Use Antibiotics Wisely

Commensal (friendly) organisms have an important role regulating the physiology of their hosts.

From metabolism, nutrition, physiology, and immune function, one of the major functions of the gut microbiota is to protect the intestine against colonization by outside microorganisms and overgrowth of pathogenic bacteria.

Because of its role, there are consequences when the microbiota is thrown off balance – also called “dysbiosis”. Recent research reviews have shown that the condition of the gut microbiome is related to disorders such as metabolic syndrome, inflammatory bowel disease, liver disease, and colorectal cancer.

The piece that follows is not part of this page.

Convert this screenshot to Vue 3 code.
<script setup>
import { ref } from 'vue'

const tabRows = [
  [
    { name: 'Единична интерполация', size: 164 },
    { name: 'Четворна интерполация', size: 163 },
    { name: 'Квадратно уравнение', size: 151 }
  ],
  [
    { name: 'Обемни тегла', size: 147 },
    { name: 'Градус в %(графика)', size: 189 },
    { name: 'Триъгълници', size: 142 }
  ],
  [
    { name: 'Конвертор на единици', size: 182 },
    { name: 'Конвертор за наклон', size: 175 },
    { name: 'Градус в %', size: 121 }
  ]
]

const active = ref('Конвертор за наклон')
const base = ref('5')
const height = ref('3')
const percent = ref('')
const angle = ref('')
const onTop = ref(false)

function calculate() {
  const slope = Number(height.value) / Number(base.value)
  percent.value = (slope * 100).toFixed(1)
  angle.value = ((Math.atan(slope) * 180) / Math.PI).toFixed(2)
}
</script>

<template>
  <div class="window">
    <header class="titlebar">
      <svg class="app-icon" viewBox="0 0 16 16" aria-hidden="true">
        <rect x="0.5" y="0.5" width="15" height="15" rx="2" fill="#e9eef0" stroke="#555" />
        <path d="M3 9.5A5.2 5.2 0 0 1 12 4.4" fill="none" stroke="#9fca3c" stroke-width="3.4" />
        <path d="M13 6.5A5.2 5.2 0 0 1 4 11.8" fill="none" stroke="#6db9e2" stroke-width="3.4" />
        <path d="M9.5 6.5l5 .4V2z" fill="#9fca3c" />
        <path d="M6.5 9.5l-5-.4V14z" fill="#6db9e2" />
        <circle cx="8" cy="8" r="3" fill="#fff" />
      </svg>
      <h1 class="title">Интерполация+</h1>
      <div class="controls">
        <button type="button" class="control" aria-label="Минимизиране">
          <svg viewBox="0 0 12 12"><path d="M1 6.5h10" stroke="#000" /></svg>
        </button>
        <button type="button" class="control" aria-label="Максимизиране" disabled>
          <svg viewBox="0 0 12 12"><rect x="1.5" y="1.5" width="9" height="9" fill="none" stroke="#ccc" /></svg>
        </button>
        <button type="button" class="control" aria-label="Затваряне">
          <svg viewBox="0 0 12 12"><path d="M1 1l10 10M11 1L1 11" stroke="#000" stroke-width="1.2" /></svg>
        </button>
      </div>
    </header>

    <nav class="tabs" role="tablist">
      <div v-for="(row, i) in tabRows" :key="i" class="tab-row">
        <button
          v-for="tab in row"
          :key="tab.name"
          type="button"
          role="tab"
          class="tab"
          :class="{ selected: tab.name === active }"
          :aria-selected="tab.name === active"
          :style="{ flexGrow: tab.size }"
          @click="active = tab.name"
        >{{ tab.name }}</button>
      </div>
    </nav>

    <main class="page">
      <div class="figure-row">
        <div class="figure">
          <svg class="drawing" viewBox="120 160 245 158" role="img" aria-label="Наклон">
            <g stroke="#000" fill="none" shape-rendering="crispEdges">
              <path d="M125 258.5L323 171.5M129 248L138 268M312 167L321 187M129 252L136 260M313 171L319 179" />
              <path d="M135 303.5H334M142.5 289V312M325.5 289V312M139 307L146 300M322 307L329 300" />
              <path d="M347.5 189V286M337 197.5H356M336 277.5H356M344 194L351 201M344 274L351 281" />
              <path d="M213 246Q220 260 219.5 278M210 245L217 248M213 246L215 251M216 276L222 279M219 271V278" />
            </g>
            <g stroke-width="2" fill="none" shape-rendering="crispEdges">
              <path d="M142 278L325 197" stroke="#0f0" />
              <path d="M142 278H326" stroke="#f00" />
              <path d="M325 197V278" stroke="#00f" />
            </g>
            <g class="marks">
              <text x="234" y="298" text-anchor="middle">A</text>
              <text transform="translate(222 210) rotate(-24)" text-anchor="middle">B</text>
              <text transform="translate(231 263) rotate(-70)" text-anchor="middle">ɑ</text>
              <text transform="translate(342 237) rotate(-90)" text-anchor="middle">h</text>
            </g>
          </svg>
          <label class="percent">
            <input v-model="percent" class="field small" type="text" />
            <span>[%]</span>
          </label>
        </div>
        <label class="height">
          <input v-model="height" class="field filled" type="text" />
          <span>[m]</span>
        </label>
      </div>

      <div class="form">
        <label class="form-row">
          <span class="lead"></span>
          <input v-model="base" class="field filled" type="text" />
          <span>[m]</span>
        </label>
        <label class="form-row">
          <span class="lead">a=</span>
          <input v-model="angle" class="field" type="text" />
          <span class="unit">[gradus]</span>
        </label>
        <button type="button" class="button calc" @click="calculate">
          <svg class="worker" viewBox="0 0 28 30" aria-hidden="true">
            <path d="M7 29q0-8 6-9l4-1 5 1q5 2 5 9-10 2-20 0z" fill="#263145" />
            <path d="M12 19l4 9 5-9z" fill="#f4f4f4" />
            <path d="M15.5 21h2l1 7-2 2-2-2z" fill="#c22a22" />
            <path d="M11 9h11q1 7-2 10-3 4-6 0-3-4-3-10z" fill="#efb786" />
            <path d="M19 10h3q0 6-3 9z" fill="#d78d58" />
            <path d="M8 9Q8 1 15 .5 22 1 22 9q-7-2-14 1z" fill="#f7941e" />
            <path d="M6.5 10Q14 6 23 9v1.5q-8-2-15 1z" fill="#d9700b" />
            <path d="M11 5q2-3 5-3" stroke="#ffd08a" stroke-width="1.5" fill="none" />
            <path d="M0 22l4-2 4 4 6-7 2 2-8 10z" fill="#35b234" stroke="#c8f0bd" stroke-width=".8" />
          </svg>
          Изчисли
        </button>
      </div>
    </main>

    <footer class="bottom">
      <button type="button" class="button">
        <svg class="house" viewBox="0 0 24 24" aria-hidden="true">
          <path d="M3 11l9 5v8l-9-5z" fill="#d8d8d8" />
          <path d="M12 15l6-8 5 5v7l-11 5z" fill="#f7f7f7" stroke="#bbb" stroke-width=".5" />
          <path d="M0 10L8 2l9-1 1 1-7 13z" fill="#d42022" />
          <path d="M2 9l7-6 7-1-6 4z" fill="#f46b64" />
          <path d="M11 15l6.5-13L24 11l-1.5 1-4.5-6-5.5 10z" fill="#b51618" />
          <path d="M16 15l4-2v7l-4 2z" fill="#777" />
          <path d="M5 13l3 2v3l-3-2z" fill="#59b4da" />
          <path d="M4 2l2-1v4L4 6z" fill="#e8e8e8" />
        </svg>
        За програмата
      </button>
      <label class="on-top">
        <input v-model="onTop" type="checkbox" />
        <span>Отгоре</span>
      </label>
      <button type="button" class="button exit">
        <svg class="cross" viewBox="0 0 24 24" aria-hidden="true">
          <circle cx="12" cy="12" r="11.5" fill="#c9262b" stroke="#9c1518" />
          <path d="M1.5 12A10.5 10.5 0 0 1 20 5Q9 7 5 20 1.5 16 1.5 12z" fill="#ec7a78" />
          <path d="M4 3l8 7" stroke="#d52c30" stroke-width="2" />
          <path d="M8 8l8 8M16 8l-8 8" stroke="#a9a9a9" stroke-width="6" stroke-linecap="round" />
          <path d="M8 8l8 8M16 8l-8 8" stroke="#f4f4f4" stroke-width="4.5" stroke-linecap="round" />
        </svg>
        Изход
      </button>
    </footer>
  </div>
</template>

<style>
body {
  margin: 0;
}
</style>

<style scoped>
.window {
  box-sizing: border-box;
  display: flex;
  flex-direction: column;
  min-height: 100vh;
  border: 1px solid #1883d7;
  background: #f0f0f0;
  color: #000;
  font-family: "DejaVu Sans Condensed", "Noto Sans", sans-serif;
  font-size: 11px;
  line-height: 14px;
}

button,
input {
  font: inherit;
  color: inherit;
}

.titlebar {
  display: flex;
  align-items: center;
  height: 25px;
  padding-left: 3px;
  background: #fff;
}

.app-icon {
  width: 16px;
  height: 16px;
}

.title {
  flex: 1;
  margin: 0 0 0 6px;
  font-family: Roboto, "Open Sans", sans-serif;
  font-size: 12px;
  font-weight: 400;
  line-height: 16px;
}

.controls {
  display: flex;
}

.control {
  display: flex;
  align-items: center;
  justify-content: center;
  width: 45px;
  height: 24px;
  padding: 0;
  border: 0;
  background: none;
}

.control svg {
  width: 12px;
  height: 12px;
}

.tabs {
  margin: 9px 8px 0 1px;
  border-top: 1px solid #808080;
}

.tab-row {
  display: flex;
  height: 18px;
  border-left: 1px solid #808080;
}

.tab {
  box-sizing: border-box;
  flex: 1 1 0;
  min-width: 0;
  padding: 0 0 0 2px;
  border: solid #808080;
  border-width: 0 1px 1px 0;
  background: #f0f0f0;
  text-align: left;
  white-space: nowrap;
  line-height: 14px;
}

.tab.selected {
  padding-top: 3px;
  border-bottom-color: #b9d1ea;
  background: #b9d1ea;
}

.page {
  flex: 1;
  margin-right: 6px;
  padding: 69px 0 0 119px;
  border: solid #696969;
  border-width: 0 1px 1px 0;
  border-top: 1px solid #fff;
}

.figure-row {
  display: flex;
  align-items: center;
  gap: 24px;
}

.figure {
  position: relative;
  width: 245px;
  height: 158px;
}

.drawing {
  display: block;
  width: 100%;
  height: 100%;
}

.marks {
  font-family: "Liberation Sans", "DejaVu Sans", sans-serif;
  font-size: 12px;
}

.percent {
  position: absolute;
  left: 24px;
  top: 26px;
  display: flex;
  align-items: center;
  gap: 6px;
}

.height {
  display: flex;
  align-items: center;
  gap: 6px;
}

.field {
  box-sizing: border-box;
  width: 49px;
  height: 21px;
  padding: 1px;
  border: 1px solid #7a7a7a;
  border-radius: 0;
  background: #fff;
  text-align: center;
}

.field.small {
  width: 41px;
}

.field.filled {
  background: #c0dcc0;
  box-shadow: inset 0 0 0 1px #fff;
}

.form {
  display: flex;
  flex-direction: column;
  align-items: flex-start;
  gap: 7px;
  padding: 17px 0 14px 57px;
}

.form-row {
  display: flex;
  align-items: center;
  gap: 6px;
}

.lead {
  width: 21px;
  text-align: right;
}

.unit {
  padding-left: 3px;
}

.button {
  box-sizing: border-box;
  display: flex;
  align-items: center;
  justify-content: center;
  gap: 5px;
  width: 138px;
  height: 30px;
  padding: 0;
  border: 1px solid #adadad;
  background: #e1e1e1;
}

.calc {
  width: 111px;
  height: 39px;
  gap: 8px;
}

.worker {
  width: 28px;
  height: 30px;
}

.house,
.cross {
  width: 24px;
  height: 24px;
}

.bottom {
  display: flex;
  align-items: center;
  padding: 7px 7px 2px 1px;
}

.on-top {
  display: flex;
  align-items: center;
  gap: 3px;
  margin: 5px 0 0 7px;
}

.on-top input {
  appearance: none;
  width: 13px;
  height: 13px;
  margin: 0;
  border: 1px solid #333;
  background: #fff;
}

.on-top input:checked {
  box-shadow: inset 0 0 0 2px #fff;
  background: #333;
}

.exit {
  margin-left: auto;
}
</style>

Clostridium difficile (C. diff.) is perhaps the best known example of overgrowth of a pathogen after disruption of the normal microbiome in the gut. Treatment with broad-spectrum antibiotics eliminates the competition that would otherwise keep C. diff. at bay. Proliferation of C. diff. spores and toxin-mediated disruption of the intestinal barrier leads to a severe condition known as pseudomembranous colitis and potentially sepsis.

In this setting, it is important to stop the use of broad-spectrum antibiotics – although metronidazole and vancomycin are used in severe cases because it also creates the possibility of a second pathogenic infection by vancomycin-resistant Enterococcus.

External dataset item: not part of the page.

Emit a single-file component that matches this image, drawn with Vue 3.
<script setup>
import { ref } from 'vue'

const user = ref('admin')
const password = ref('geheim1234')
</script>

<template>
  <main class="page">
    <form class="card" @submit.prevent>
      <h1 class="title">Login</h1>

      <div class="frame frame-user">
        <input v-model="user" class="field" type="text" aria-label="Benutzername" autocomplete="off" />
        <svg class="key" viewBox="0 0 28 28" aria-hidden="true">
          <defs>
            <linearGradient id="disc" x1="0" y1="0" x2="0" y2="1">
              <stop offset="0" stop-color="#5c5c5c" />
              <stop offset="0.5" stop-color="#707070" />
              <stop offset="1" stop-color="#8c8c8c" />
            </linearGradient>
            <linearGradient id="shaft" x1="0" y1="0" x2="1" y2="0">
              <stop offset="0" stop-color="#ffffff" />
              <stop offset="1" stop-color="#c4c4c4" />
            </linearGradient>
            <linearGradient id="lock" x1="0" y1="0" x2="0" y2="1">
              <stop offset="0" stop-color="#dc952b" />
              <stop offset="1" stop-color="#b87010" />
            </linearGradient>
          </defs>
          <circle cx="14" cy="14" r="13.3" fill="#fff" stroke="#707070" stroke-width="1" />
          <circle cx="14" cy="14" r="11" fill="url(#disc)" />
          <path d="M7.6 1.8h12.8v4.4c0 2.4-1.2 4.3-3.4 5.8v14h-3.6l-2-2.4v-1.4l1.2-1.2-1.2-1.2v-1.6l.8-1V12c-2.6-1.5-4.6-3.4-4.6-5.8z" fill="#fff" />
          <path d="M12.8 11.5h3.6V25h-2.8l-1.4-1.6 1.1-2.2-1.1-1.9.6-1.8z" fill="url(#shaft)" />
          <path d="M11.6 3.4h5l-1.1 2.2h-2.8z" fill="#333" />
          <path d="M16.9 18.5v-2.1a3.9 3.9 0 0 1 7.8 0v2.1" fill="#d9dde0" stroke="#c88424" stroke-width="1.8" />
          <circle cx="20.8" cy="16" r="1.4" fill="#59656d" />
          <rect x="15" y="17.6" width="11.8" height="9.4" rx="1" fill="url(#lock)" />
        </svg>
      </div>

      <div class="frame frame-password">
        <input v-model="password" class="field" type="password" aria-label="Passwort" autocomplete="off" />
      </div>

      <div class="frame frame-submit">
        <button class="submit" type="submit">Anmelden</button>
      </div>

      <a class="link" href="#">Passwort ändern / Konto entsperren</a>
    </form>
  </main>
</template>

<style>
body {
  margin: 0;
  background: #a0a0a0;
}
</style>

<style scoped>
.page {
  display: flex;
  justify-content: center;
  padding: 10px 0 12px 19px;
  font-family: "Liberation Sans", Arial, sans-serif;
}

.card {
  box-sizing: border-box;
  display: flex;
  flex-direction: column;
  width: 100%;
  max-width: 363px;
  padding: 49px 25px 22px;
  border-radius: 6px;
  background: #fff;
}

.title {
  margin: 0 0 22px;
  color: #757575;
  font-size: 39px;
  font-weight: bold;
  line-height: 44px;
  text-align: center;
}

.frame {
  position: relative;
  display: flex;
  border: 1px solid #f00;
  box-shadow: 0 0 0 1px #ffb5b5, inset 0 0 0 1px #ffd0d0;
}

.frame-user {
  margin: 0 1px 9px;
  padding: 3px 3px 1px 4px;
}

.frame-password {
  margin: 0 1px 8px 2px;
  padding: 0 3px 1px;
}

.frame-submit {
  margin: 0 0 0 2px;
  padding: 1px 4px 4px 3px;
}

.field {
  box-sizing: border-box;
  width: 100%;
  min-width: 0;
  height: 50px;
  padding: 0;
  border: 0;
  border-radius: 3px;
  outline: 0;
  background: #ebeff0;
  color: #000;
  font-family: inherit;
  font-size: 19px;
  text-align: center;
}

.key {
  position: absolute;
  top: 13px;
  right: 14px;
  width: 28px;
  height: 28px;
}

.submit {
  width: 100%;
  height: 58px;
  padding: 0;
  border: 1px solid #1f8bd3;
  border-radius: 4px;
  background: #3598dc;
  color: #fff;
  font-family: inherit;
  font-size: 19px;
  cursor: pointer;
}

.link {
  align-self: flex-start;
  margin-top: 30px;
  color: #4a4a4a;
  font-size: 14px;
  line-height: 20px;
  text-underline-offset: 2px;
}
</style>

The commensal microbiome can be manipulated to treat Enterococcus and C. diff. infection and fecal transplantation is a fairly new therapy which has been shown to have a promising role in the treatment of C. diff. infection.



The impact of antibiotic use extends far beyond the time you are actually receiving the medication. A group from the Swedish Institute for Infectious Disease Control found that some members of the gut microbiota are affected for up to FOUR years post-treatment. This is important because colonization by some beneficial microbiomes, like Bacteroids fragilis, enhances mucosal tolerance and can suppress pathogen-mediated colitis.

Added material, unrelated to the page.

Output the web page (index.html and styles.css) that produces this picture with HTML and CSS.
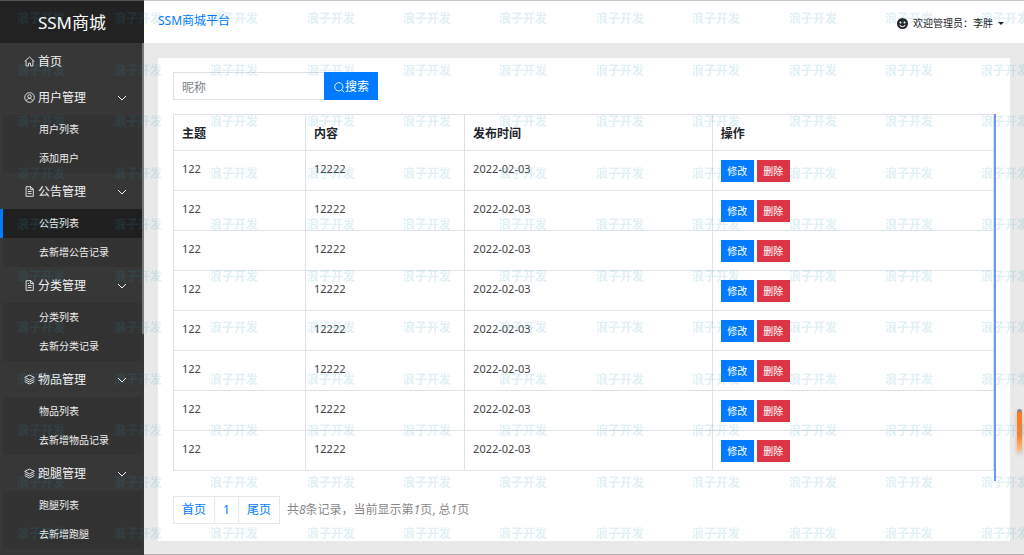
FILE: index.html
```html
<!DOCTYPE html>
<html lang="zh-CN">
<head>
<meta charset="utf-8">
<title>SSM商城平台</title>
<link rel="stylesheet" href="styles.css">
</head>
<body>
<svg class="sprite" aria-hidden="true">
  <symbol id="i-home" viewBox="0 0 16 16"><path d="M1 8 8 1.500 15 8M3 6.500V14.500h3.500v-4h3v4H13V6.500"/></symbol>
  <symbol id="i-user" viewBox="0 0 16 16"><circle cx="8" cy="8" r="7"/><circle cx="8" cy="6.500" r="2.500"/><path d="M4 12.500c.5-4.500 7.500-4.500 8 0"/></symbol>
  <symbol id="i-doc" viewBox="0 0 16 16"><path d="M3 1h7l3.500 3.500V15H3zM9.500 1v4h4M5.500 8H11M5.500 11H11M5.500 5h2"/></symbol>
  <symbol id="i-layers" viewBox="0 0 16 16"><path d="M8 1.500 15 5 8 8.500 1 5zM1 8l7 3.500L15 8M1 11l7 3.500L15 11"/></symbol>
  <symbol id="i-down" viewBox="0 0 10 10"><path d="M1 3l4 4 4-4"/></symbol>
  <symbol id="i-search" viewBox="0 0 16 16"><circle cx="7" cy="7" r="6"/><path d="M11 11l4 4"/></symbol>
</svg>
<div class="app">
  <aside class="side">
    <div class="brand">SSM商城</div>
    <nav class="nav">
      <a class="item" href="#"><svg class="icon"><use href="#i-home"/></svg>首页</a>

      <button class="item" type="button"><svg class="icon"><use href="#i-user"/></svg>用户管理<svg class="chev"><use href="#i-down"/></svg></button>
      <div class="sub"><a href="#">用户列表</a><a href="#">添加用户</a></div>

      <button class="item" type="button"><svg class="icon"><use href="#i-doc"/></svg>公告管理<svg class="chev"><use href="#i-down"/></svg></button>
      <div class="sub"><a class="active" href="#">公告列表</a><a href="#">去新增公告记录</a></div>

      <button class="item" type="button"><svg class="icon"><use href="#i-doc"/></svg>分类管理<svg class="chev"><use href="#i-down"/></svg></button>
      <div class="sub"><a href="#">分类列表</a><a href="#">去新分类记录</a></div>

      <button class="item" type="button"><svg class="icon"><use href="#i-layers"/></svg>物品管理<svg class="chev"><use href="#i-down"/></svg></button>
      <div class="sub"><a href="#">物品列表</a><a href="#">去新增物品记录</a></div>

      <button class="item" type="button"><svg class="icon"><use href="#i-layers"/></svg>跑腿管理<svg class="chev"><use href="#i-down"/></svg></button>
      <div class="sub"><a href="#">跑腿列表</a><a href="#">去新增跑腿</a></div>
      <span class="thumb"></span>
    </nav>
  </aside>

  <div class="main">
    <header class="top">
      <a class="title" href="#">SSM商城平台</a>
      <button class="account" type="button">
        <svg class="face" viewBox="0 0 16 16"><circle cx="8" cy="8" r="8" fill="#212529"/><circle cx="5" cy="6.500" r="1.500" fill="#fff"/><circle cx="11" cy="6.500" r="1.500" fill="#fff"/><path d="M4 10c1.500 3.500 6.500 3.500 8 0" fill="none" stroke="#fff" stroke-width="1.500"/></svg>
        <span>欢迎管理员：李胖</span>
        <span class="caret"></span>
      </button>
    </header>

    <main class="card">
      <form class="search">
        <input type="text" placeholder="昵称" aria-label="昵称">
        <button type="button"><svg class="icon"><use href="#i-search"/></svg>搜索</button>
      </form>

      <div class="table-wrap">
        <table>
          <colgroup><col class="c1"><col class="c2"><col class="c3"><col class="c4"></colgroup>
          <thead><tr><th>主题</th><th>内容</th><th>发布时间</th><th>操作</th></tr></thead>
          <tbody>
            <tr><td>122</td><td>12222</td><td>2022-02-03</td><td><div class="ops"><button class="edit" type="button">修改</button><button class="del" type="button">删除</button></div></td></tr>
            <tr><td>122</td><td>12222</td><td>2022-02-03</td><td><div class="ops"><button class="edit" type="button">修改</button><button class="del" type="button">删除</button></div></td></tr>
            <tr><td>122</td><td>12222</td><td>2022-02-03</td><td><div class="ops"><button class="edit" type="button">修改</button><button class="del" type="button">删除</button></div></td></tr>
            <tr><td>122</td><td>12222</td><td>2022-02-03</td><td><div class="ops"><button class="edit" type="button">修改</button><button class="del" type="button">删除</button></div></td></tr>
            <tr><td>122</td><td>12222</td><td>2022-02-03</td><td><div class="ops"><button class="edit" type="button">修改</button><button class="del" type="button">删除</button></div></td></tr>
            <tr><td>122</td><td>12222</td><td>2022-02-03</td><td><div class="ops"><button class="edit" type="button">修改</button><button class="del" type="button">删除</button></div></td></tr>
            <tr><td>122</td><td>12222</td><td>2022-02-03</td><td><div class="ops"><button class="edit" type="button">修改</button><button class="del" type="button">删除</button></div></td></tr>
            <tr><td>122</td><td>12222</td><td>2022-02-03</td><td><div class="ops"><button class="edit" type="button">修改</button><button class="del" type="button">删除</button></div></td></tr>
          </tbody>
        </table>
      </div>

      <div class="pager">
        <div class="pages"><a href="#">首页</a><a href="#">1</a><a href="#">尾页</a></div>
        <p>共<i>8</i>条记录，当前显示第<i>1</i>页, 总<i>1</i>页</p>
      </div>
    </main>
  </div>
</div>
<span class="marker"></span>
<svg class="watermark" aria-hidden="true">
  <pattern id="wm" width="482" height="103" patternUnits="userSpaceOnUse">
    <text x="17" y="23">浪子开发</text><text x="114" y="23">浪子开发</text><text x="210" y="23">浪子开发</text><text x="307" y="23">浪子开发</text><text x="403" y="23">浪子开发</text>
    <text x="17" y="75">浪子开发</text><text x="114" y="75">浪子开发</text><text x="210" y="75">浪子开发</text><text x="307" y="75">浪子开发</text><text x="403" y="75">浪子开发</text>
  </pattern>
  <rect width="100%" height="100%" fill="url(#wm)"/>
</svg>
</body>
</html>
```
FILE: styles.css
```css
* { box-sizing: border-box; }
body {
  margin: 0;
  font: 12px/18px "Noto Sans", "Noto Sans CJK SC", sans-serif;
  color: #212529;
  background: #e9e9e9;
  overflow: hidden;
}
a { text-decoration: none; color: #007bff; }
button, input { font: inherit; margin: 0; border: 0; border-radius: 0; }
.sprite { position: absolute; width: 0; height: 0; }
.icon, .chev { fill: none; stroke: currentColor; }
.icon { width: 11px; height: 11px; stroke-width: 1.3; flex: none; }
.chev { width: 10px; height: 10px; margin-left: auto; }

.app { display: flex; height: 100vh; }

.side {
  flex: 0 0 144px;
  display: flex;
  flex-direction: column;
  overflow: hidden;
  background: #373737;
  border-top: 1px solid #555;
}
.brand {
  flex: none;
  height: 42px;
  background: #222;
  color: #fff;
  font-size: 17px;
  line-height: 44px;
  text-align: center;
}
.nav { position: relative; flex: 1; overflow: hidden; }
.item {
  display: flex;
  align-items: center;
  gap: 3px;
  width: 100%;
  height: 36px;
  padding: 1px 17px 0 24px;
  background: none;
  color: #f2f2f2;
  text-align: left;
}
.sub { margin-right: 2px; border-left: 3px solid #373737; background: #323232; }
.sub a {
  display: block;
  height: 29px;
  padding-left: 36px;
  color: #eee;
  font-size: 10px;
  line-height: 29px;
}
.sub .active { margin-left: -3px; padding-left: 36px; border-left: 3px solid #007bff; background: #1f1f1f; }
.thumb { position: absolute; top: 0; right: 0; width: 2px; height: 291px; background: #777; }

.main {
  flex: 1;
  min-width: 0;
  border-top: 1px solid #c8c8c8;
  border-bottom: 1px solid #b5b0b2;
}
.top {
  display: flex;
  justify-content: space-between;
  align-items: center;
  height: 42px;
  padding: 2px 20px 0 14px;
  background: #fff;
}
.title { padding-bottom: 4px; }
.account {
  display: flex;
  align-items: center;
  gap: 5px;
  padding: 0;
  background: none;
  color: #212529;
  font-size: 10px;
}
.face { width: 11px; height: 11px; }
.caret { border: 3px solid transparent; border-top-color: #212529; border-bottom: 0; }

.card { margin: 15px 14px 0; padding: 14px 15px 17px; background: #fff; }
.search { display: flex; }
.search input {
  width: 151px;
  height: 28px;
  padding: 2px 8px 0;
  border: 1px solid #dee2e6;
  border-right: 0;
  background: #fff;
}
.search input::placeholder { color: #7b838a; }
.search button {
  display: flex;
  align-items: center;
  height: 28px;
  padding: 2px 9px 0 10px;
  background: #007bff;
  color: #fff;
}

.table-wrap { margin: 14px -1px 0 0; padding-bottom: 10px; border-right: 2px solid #6b98ff; }
table { width: 100%; table-layout: fixed; border-collapse: collapse; }
.c1 { width: 16.1%; }
.c2 { width: 19.4%; }
.c3 { width: 30.2%; }
th, td { border: 1px solid #dee2e6; padding: 9px 8px 0; text-align: left; vertical-align: top; }
th { height: 36px; padding-top: 10px; }
td { height: 40px; font-size: 11px; color: #444; }
.ops { display: flex; gap: 3px; }
.ops button { width: 33px; height: 22px; padding: 0; color: #fff; font-size: 10px; }
.edit { background: #007bff; }
.del { background: #dc3545; }

.pager { display: flex; align-items: center; gap: 7px; margin-top: 15px; }
.pages { display: flex; border: 1px solid #e6e9ec; }
.pages a { padding: 4px 8px; }
.pages a + a { border-left: 1px solid #e6e9ec; }
.pager p { margin: 0; color: #888; }

.marker {
  position: absolute;
  top: 409px;
  right: 2px;
  width: 5px;
  height: 43px;
  border-radius: 3px;
  background: linear-gradient(#888 0, #888 2px, #ff7a1f 4px, #ff8430 65%, #ffc48f);
  box-shadow: 0 2px 4px #bbb;
}
.watermark {
  position: absolute;
  inset: 0;
  width: 100%;
  height: 100%;
  pointer-events: none;
}
.watermark text {
  fill: #2795b4;
  fill-opacity: 0.14;
  font-family: "Noto Sans CJK SC", sans-serif;
  font-size: 12px;
  font-weight: 700;
}
```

A relationship between antibiotic use and clinical behavior in IBD has been reported. It is unclear whether dysbiosis is a cause or a consequence of IBD. Antibiotics appear to have a beneficial role in Crohn’s disease (a type of IBD), but the evidence is not strong enough at this time to warrant any recommendations.

A recent prospective longitudinal study showed that the majority of IBD patients receive antibiotic treatment and those individuals also have more severe diseases. Studies have reported higher carriage rate of C. diff. in patients with IBD which can range in clinical presentation ranging from asymptomatic carriage to mild diarrhea to life-threatening colitis.


Over the last 15 years, there has been an increase in the incidence of C. diff. infection, which predominantly affects elderly patients on antibiotics. Organ transplant patients are also at higher risk due to extensive use of antibiotics, their immunosuppressed states and other factors.

Dysbiosis and inflammation can not only lead to IBD, but also colitis-associated cancer as well.


Consequences of antibiotic therapy in the intestinal microbiome goes beyond C. diff. antibiotic-associated infections and an increased risk for developing IBD. Research on the recovery of microbial communities and how probiotic treatment can positively or negatively affect it is needed. Stimulation and regulation of the immune system are an important avenue that must be considered, especially in the cases of dysbiosis present in immunocompromised patients.


Cervantes J. “Use your antibiotics wisely. Consequences to the intestinal microbiome.” FEMS Microbiology Letters, 363, 2016 fnw081.